"""

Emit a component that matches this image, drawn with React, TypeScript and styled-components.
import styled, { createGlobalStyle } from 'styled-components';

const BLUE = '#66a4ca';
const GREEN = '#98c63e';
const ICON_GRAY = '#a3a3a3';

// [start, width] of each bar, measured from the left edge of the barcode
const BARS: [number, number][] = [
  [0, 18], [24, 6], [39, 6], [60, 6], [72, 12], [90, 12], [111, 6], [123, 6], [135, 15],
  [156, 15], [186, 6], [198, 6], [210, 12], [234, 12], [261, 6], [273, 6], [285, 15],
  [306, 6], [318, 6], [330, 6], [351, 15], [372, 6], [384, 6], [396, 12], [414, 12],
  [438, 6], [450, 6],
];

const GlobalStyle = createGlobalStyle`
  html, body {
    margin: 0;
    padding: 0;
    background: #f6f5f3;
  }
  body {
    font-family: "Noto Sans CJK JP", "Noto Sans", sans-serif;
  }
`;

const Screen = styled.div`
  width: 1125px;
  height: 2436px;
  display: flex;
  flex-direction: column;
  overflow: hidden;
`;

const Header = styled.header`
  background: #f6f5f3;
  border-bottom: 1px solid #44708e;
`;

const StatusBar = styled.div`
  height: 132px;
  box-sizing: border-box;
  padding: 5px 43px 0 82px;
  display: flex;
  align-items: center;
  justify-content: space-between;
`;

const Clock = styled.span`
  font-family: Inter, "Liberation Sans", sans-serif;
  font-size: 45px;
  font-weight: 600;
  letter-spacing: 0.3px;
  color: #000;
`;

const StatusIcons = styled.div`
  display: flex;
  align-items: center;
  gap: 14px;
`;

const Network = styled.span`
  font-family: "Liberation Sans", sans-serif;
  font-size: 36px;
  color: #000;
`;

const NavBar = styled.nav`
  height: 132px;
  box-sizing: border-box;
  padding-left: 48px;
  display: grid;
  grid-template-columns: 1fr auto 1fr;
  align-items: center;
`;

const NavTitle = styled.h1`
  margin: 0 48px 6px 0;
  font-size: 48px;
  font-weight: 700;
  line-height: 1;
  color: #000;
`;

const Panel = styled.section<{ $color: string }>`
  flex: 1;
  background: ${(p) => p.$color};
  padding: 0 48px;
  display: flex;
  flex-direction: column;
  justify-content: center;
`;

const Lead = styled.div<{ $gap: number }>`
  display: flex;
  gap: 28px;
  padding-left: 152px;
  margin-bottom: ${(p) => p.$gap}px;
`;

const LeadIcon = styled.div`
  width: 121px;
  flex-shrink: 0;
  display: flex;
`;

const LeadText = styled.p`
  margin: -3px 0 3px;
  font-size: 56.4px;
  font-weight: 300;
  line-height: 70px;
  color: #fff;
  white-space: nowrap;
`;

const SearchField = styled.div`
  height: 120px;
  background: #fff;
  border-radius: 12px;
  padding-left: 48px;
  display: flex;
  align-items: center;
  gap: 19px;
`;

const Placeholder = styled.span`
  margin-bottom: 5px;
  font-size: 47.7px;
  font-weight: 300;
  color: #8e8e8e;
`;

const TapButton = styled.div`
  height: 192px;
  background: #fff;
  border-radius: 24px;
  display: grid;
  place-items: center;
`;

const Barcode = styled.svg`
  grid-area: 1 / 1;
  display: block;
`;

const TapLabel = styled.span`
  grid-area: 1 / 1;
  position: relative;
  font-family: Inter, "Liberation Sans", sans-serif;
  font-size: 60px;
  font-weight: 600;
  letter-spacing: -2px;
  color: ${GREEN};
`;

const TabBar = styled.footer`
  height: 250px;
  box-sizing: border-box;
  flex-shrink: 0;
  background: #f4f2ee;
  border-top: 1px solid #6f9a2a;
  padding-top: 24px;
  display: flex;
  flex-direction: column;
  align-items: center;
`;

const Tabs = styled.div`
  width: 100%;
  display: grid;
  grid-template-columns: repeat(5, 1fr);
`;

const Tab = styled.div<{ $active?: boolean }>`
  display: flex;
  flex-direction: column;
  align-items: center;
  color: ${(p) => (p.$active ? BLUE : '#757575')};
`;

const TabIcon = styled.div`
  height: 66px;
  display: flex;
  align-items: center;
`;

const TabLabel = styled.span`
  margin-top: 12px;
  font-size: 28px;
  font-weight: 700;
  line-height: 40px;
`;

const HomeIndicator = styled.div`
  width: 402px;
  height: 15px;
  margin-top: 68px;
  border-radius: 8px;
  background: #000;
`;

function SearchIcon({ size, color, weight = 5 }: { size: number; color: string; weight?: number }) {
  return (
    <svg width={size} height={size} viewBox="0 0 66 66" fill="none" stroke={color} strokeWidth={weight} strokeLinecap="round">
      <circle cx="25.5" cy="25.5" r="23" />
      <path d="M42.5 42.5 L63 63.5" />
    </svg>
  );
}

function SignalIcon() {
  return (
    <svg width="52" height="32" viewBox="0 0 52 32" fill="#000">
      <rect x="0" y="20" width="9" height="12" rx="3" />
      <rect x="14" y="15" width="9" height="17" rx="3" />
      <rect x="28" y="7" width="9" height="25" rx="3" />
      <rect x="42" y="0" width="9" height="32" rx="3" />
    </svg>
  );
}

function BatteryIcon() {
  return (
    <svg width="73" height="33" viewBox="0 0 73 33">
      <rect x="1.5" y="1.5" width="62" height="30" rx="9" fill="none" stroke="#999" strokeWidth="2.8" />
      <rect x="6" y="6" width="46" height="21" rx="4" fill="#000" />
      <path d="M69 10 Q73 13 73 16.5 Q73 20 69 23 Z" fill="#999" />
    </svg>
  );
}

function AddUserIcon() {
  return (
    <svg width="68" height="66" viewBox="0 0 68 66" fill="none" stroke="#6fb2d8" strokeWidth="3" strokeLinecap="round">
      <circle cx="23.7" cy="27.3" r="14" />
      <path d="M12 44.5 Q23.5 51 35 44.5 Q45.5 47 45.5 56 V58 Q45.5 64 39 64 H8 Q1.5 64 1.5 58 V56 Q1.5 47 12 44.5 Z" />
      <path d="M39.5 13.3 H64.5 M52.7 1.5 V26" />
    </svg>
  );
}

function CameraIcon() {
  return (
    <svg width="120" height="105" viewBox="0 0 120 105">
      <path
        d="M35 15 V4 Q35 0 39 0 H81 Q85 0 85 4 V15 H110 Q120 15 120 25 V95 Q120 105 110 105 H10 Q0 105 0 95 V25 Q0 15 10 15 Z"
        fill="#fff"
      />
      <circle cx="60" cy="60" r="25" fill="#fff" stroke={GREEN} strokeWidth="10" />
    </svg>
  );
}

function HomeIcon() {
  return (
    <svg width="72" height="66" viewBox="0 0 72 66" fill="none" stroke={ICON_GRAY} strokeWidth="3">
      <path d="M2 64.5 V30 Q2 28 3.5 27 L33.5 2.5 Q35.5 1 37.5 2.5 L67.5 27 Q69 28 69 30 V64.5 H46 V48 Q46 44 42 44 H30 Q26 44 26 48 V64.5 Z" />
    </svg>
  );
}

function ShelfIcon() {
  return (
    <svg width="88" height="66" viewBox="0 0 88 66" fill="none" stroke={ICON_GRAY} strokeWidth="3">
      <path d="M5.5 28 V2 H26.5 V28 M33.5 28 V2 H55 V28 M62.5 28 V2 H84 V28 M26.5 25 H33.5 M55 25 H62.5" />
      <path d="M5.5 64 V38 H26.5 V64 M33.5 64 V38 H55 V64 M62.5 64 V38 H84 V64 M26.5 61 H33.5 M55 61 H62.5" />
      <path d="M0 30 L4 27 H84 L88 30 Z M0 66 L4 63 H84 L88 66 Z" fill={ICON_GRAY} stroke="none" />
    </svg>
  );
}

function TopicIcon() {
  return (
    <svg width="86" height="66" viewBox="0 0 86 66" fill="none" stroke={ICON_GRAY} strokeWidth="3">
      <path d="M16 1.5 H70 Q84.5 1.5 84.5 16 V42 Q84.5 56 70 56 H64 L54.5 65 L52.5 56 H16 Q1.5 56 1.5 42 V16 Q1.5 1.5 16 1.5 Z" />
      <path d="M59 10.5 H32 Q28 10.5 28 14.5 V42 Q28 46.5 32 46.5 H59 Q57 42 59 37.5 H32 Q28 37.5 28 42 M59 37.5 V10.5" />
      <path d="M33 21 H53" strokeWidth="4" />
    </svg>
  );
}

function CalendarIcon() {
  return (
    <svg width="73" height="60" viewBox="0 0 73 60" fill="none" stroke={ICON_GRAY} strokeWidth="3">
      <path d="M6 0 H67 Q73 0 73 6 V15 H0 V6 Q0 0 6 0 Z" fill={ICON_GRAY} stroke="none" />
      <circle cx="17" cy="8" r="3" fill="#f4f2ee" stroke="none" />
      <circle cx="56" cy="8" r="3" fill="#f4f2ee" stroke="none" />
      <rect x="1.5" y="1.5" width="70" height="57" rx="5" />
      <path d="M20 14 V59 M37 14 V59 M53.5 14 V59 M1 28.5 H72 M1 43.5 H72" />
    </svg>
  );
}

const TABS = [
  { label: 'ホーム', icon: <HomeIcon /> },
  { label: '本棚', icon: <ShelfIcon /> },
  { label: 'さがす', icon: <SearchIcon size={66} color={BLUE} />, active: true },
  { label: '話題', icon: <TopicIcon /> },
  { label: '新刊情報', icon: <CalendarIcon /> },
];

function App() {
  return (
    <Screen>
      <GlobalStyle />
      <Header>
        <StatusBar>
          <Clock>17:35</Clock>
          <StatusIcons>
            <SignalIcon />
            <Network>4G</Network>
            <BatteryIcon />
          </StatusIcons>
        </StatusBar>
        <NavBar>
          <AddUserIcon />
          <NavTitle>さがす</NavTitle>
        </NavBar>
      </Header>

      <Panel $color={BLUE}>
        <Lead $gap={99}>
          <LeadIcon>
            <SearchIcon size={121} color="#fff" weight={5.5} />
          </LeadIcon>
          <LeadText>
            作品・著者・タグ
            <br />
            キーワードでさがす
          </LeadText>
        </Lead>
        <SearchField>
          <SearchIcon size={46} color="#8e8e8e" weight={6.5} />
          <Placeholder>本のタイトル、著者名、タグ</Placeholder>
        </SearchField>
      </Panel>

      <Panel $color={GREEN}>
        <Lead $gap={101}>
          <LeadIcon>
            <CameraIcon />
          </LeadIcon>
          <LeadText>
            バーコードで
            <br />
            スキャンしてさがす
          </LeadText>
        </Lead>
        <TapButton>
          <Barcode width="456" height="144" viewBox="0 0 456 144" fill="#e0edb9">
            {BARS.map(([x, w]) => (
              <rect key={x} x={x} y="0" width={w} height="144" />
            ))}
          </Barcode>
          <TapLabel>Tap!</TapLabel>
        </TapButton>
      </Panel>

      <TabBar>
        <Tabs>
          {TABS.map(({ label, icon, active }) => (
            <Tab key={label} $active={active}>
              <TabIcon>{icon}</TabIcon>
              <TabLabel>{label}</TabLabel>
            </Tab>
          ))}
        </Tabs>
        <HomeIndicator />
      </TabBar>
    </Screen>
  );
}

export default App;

"""

### PROBLEM DESCRIPTION
Verbatim output is expected for the lines from the start of the data to the line in which "const ICON_GRAY = '#a3a3a3';" appears, both included.

### RESULT FOR THIS EXERCISE
Emit a component that matches this image, drawn with React, TypeScript and styled-components.
import styled, { createGlobalStyle } from 'styled-components';

const BLUE = '#66a4ca';
const GREEN = '#98c63e';
const ICON_GRAY = '#a3a3a3';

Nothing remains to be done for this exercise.